## GOAL
Please output every line of the material as it stands, without the pictures.

BEGIN LISTING

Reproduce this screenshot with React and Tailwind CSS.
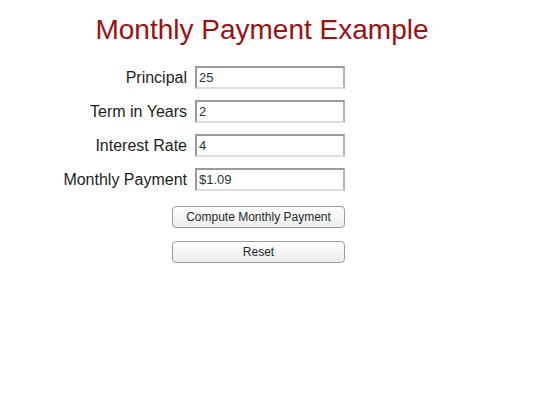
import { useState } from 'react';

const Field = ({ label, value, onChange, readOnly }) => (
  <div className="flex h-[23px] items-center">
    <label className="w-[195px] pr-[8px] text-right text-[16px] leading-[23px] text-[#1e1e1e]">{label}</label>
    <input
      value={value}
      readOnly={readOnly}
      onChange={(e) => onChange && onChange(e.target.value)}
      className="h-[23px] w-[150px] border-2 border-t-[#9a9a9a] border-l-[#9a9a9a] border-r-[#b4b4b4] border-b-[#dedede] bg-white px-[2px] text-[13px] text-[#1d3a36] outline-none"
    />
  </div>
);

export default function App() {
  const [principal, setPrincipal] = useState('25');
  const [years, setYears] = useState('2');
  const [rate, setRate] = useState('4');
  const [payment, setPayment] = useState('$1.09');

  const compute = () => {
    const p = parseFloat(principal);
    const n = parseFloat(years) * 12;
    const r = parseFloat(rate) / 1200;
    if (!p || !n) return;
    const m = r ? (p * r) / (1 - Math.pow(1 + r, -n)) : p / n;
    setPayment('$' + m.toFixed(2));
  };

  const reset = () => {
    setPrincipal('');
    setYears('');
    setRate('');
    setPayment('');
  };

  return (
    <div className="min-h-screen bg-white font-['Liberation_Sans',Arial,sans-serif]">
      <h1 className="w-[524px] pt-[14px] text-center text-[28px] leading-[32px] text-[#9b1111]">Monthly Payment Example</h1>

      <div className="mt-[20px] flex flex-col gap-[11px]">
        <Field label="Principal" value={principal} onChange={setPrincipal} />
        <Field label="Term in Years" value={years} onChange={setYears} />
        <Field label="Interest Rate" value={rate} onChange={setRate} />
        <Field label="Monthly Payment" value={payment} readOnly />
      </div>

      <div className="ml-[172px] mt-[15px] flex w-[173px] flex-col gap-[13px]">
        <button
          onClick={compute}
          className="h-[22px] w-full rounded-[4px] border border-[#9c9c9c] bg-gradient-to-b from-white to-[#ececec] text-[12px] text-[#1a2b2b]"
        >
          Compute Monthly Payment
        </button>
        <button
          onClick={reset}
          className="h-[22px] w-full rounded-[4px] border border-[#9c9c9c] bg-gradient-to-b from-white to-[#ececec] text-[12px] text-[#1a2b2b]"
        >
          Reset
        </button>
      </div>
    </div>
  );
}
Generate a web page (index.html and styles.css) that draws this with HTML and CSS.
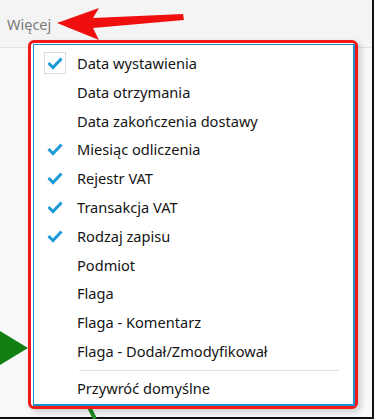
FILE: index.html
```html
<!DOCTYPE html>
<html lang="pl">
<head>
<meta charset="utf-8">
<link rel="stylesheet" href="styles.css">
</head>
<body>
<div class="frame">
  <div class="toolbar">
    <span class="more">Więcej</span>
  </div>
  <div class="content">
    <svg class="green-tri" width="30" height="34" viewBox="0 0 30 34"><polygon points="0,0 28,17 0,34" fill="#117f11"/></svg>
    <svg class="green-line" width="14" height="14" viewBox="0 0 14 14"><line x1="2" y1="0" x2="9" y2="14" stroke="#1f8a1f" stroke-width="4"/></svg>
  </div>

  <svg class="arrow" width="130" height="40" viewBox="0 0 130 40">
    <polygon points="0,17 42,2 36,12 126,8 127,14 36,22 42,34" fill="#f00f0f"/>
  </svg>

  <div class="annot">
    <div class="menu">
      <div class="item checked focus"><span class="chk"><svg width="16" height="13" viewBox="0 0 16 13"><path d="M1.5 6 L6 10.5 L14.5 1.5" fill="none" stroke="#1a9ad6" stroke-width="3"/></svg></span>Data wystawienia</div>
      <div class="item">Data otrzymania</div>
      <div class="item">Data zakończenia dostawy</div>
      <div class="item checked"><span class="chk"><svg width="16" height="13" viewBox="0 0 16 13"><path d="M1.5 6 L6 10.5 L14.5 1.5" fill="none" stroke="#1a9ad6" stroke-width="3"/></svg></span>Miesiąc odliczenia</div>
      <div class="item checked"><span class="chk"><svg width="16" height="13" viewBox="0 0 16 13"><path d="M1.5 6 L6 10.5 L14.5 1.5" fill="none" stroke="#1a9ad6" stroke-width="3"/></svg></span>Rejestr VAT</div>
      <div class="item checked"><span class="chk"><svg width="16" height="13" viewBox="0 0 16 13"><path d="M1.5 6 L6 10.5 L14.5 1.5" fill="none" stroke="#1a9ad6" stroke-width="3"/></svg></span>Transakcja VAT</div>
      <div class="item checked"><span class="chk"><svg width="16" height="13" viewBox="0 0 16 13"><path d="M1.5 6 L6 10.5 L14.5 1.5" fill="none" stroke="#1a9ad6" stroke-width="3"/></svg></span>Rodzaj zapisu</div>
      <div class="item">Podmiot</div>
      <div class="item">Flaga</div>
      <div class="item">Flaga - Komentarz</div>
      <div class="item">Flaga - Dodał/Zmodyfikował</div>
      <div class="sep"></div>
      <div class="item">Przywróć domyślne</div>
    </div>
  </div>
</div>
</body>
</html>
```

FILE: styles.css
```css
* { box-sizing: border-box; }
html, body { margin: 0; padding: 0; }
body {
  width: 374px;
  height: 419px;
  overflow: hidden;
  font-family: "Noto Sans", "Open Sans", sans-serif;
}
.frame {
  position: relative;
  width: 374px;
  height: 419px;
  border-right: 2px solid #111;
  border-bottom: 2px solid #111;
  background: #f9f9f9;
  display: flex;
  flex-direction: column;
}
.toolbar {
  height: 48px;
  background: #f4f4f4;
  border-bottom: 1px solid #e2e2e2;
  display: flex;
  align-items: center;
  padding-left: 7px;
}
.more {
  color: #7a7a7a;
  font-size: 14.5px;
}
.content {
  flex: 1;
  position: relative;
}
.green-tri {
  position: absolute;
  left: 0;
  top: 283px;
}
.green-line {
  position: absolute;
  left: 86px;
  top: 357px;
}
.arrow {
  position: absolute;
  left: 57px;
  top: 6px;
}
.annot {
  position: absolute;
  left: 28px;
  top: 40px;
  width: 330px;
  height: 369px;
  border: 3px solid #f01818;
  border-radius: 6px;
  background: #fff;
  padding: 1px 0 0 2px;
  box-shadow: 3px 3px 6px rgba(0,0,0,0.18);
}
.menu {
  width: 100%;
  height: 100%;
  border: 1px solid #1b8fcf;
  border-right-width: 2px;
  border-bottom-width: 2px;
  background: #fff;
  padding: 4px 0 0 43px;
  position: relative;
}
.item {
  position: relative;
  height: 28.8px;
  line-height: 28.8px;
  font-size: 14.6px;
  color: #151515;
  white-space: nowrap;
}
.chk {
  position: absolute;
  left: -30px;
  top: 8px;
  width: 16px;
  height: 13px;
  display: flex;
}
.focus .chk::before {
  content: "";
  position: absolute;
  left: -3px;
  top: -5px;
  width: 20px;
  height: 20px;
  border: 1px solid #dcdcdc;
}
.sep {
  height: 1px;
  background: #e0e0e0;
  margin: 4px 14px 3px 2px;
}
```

END LISTING

## RESULT
Reproduce this screenshot with React and Tailwind CSS.
import { useState } from 'react';

const Field = ({ label, value, onChange, readOnly }) => (
  <div className="flex h-[23px] items-center">
    <label className="w-[195px] pr-[8px] text-right text-[16px] leading-[23px] text-[#1e1e1e]">{label}</label>
    <input
      value={value}
      readOnly={readOnly}
      onChange={(e) => onChange && onChange(e.target.value)}
      className="h-[23px] w-[150px] border-2 border-t-[#9a9a9a] border-l-[#9a9a9a] border-r-[#b4b4b4] border-b-[#dedede] bg-white px-[2px] text-[13px] text-[#1d3a36] outline-none"
    />
  </div>
);

export default function App() {
  const [principal, setPrincipal] = useState('25');
  const [years, setYears] = useState('2');
  const [rate, setRate] = useState('4');
  const [payment, setPayment] = useState('$1.09');

  const compute = () => {
    const p = parseFloat(principal);
    const n = parseFloat(years) * 12;
    const r = parseFloat(rate) / 1200;
    if (!p || !n) return;
    const m = r ? (p * r) / (1 - Math.pow(1 + r, -n)) : p / n;
    setPayment('$' + m.toFixed(2));
  };

  const reset = () => {
    setPrincipal('');
    setYears('');
    setRate('');
    setPayment('');
  };

  return (
    <div className="min-h-screen bg-white font-['Liberation_Sans',Arial,sans-serif]">
      <h1 className="w-[524px] pt-[14px] text-center text-[28px] leading-[32px] text-[#9b1111]">Monthly Payment Example</h1>

      <div className="mt-[20px] flex flex-col gap-[11px]">
        <Field label="Principal" value={principal} onChange={setPrincipal} />
        <Field label="Term in Years" value={years} onChange={setYears} />
        <Field label="Interest Rate" value={rate} onChange={setRate} />
        <Field label="Monthly Payment" value={payment} readOnly />
      </div>

      <div className="ml-[172px] mt-[15px] flex w-[173px] flex-col gap-[13px]">
        <button
          onClick={compute}
          className="h-[22px] w-full rounded-[4px] border border-[#9c9c9c] bg-gradient-to-b from-white to-[#ececec] text-[12px] text-[#1a2b2b]"
        >
          Compute Monthly Payment
        </button>
        <button
          onClick={reset}
          className="h-[22px] w-full rounded-[4px] border border-[#9c9c9c] bg-gradient-to-b from-white to-[#ececec] text-[12px] text-[#1a2b2b]"
        >
          Reset
        </button>
      </div>
    </div>
  );
}
Generate a web page (index.html and styles.css) that draws this with HTML and CSS.
FILE: index.html
```html
<!DOCTYPE html>
<html lang="pl">
<head>
<meta charset="utf-8">
<link rel="stylesheet" href="styles.css">
</head>
<body>
<div class="frame">
  <div class="toolbar">
    <span class="more">Więcej</span>
  </div>
  <div class="content">
    <svg class="green-tri" width="30" height="34" viewBox="0 0 30 34"><polygon points="0,0 28,17 0,34" fill="#117f11"/></svg>
    <svg class="green-line" width="14" height="14" viewBox="0 0 14 14"><line x1="2" y1="0" x2="9" y2="14" stroke="#1f8a1f" stroke-width="4"/></svg>
  </div>

  <svg class="arrow" width="130" height="40" viewBox="0 0 130 40">
    <polygon points="0,17 42,2 36,12 126,8 127,14 36,22 42,34" fill="#f00f0f"/>
  </svg>

  <div class="annot">
    <div class="menu">
      <div class="item checked focus"><span class="chk"><svg width="16" height="13" viewBox="0 0 16 13"><path d="M1.5 6 L6 10.5 L14.5 1.5" fill="none" stroke="#1a9ad6" stroke-width="3"/></svg></span>Data wystawienia</div>
      <div class="item">Data otrzymania</div>
      <div class="item">Data zakończenia dostawy</div>
      <div class="item checked"><span class="chk"><svg width="16" height="13" viewBox="0 0 16 13"><path d="M1.5 6 L6 10.5 L14.5 1.5" fill="none" stroke="#1a9ad6" stroke-width="3"/></svg></span>Miesiąc odliczenia</div>
      <div class="item checked"><span class="chk"><svg width="16" height="13" viewBox="0 0 16 13"><path d="M1.5 6 L6 10.5 L14.5 1.5" fill="none" stroke="#1a9ad6" stroke-width="3"/></svg></span>Rejestr VAT</div>
      <div class="item checked"><span class="chk"><svg width="16" height="13" viewBox="0 0 16 13"><path d="M1.5 6 L6 10.5 L14.5 1.5" fill="none" stroke="#1a9ad6" stroke-width="3"/></svg></span>Transakcja VAT</div>
      <div class="item checked"><span class="chk"><svg width="16" height="13" viewBox="0 0 16 13"><path d="M1.5 6 L6 10.5 L14.5 1.5" fill="none" stroke="#1a9ad6" stroke-width="3"/></svg></span>Rodzaj zapisu</div>
      <div class="item">Podmiot</div>
      <div class="item">Flaga</div>
      <div class="item">Flaga - Komentarz</div>
      <div class="item">Flaga - Dodał/Zmodyfikował</div>
      <div class="sep"></div>
      <div class="item">Przywróć domyślne</div>
    </div>
  </div>
</div>
</body>
</html>
```

FILE: styles.css
```css
* { box-sizing: border-box; }
html, body { margin: 0; padding: 0; }
body {
  width: 374px;
  height: 419px;
  overflow: hidden;
  font-family: "Noto Sans", "Open Sans", sans-serif;
}
.frame {
  position: relative;
  width: 374px;
  height: 419px;
  border-right: 2px solid #111;
  border-bottom: 2px solid #111;
  background: #f9f9f9;
  display: flex;
  flex-direction: column;
}
.toolbar {
  height: 48px;
  background: #f4f4f4;
  border-bottom: 1px solid #e2e2e2;
  display: flex;
  align-items: center;
  padding-left: 7px;
}
.more {
  color: #7a7a7a;
  font-size: 14.5px;
}
.content {
  flex: 1;
  position: relative;
}
.green-tri {
  position: absolute;
  left: 0;
  top: 283px;
}
.green-line {
  position: absolute;
  left: 86px;
  top: 357px;
}
.arrow {
  position: absolute;
  left: 57px;
  top: 6px;
}
.annot {
  position: absolute;
  left: 28px;
  top: 40px;
  width: 330px;
  height: 369px;
  border: 3px solid #f01818;
  border-radius: 6px;
  background: #fff;
  padding: 1px 0 0 2px;
  box-shadow: 3px 3px 6px rgba(0,0,0,0.18);
}
.menu {
  width: 100%;
  height: 100%;
  border: 1px solid #1b8fcf;
  border-right-width: 2px;
  border-bottom-width: 2px;
  background: #fff;
  padding: 4px 0 0 43px;
  position: relative;
}
.item {
  position: relative;
  height: 28.8px;
  line-height: 28.8px;
  font-size: 14.6px;
  color: #151515;
  white-space: nowrap;
}
.chk {
  position: absolute;
  left: -30px;
  top: 8px;
  width: 16px;
  height: 13px;
  display: flex;
}
.focus .chk::before {
  content: "";
  position: absolute;
  left: -3px;
  top: -5px;
  width: 20px;
  height: 20px;
  border: 1px solid #dcdcdc;
}
.sep {
  height: 1px;
  background: #e0e0e0;
  margin: 4px 14px 3px 2px;
}
```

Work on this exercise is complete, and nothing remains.